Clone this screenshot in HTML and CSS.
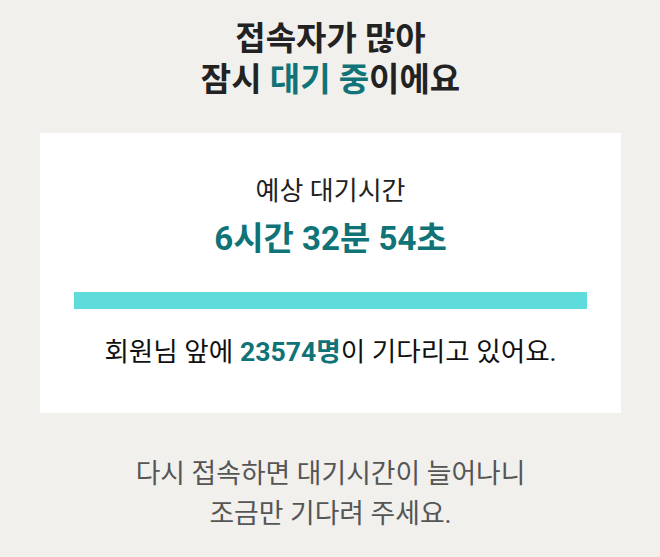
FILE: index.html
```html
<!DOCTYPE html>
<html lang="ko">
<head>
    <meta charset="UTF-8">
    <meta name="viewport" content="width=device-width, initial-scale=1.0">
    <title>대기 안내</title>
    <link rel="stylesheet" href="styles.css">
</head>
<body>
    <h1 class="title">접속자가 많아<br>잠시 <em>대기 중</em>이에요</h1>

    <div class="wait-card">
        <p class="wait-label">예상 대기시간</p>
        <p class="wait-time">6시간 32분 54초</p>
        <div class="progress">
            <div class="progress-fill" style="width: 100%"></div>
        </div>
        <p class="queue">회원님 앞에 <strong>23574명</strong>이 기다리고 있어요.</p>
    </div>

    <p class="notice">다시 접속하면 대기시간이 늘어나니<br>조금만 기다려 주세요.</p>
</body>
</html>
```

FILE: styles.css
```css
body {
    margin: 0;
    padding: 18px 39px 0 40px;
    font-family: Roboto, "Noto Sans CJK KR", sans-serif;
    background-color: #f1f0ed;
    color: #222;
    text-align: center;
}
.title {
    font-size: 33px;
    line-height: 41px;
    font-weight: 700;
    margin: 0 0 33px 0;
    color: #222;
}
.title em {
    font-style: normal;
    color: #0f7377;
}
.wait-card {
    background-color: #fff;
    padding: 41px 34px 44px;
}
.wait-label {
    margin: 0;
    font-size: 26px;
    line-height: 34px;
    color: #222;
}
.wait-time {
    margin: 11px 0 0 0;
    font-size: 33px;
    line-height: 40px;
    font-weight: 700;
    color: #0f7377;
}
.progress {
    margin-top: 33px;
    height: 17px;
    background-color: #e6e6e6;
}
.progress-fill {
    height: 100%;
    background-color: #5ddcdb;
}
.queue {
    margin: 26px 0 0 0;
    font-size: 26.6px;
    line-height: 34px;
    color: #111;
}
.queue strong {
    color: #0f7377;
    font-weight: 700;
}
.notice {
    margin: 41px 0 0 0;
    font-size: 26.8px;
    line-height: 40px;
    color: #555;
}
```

• _Written exercise_: Your task is to repeat the data above exactly while excluding the pictures.

• _Answer to this problem_:
Clone this screenshot in HTML and CSS.
FILE: index.html
```html
<!DOCTYPE html>
<html lang="ko">
<head>
    <meta charset="UTF-8">
    <meta name="viewport" content="width=device-width, initial-scale=1.0">
    <title>대기 안내</title>
    <link rel="stylesheet" href="styles.css">
</head>
<body>
    <h1 class="title">접속자가 많아<br>잠시 <em>대기 중</em>이에요</h1>

    <div class="wait-card">
        <p class="wait-label">예상 대기시간</p>
        <p class="wait-time">6시간 32분 54초</p>
        <div class="progress">
            <div class="progress-fill" style="width: 100%"></div>
        </div>
        <p class="queue">회원님 앞에 <strong>23574명</strong>이 기다리고 있어요.</p>
    </div>

    <p class="notice">다시 접속하면 대기시간이 늘어나니<br>조금만 기다려 주세요.</p>
</body>
</html>
```

FILE: styles.css
```css
body {
    margin: 0;
    padding: 18px 39px 0 40px;
    font-family: Roboto, "Noto Sans CJK KR", sans-serif;
    background-color: #f1f0ed;
    color: #222;
    text-align: center;
}
.title {
    font-size: 33px;
    line-height: 41px;
    font-weight: 700;
    margin: 0 0 33px 0;
    color: #222;
}
.title em {
    font-style: normal;
    color: #0f7377;
}
.wait-card {
    background-color: #fff;
    padding: 41px 34px 44px;
}
.wait-label {
    margin: 0;
    font-size: 26px;
    line-height: 34px;
    color: #222;
}
.wait-time {
    margin: 11px 0 0 0;
    font-size: 33px;
    line-height: 40px;
    font-weight: 700;
    color: #0f7377;
}
.progress {
    margin-top: 33px;
    height: 17px;
    background-color: #e6e6e6;
}
.progress-fill {
    height: 100%;
    background-color: #5ddcdb;
}
.queue {
    margin: 26px 0 0 0;
    font-size: 26.6px;
    line-height: 34px;
    color: #111;
}
.queue strong {
    color: #0f7377;
    font-weight: 700;
}
.notice {
    margin: 41px 0 0 0;
    font-size: 26.8px;
    line-height: 40px;
    color: #555;
}
```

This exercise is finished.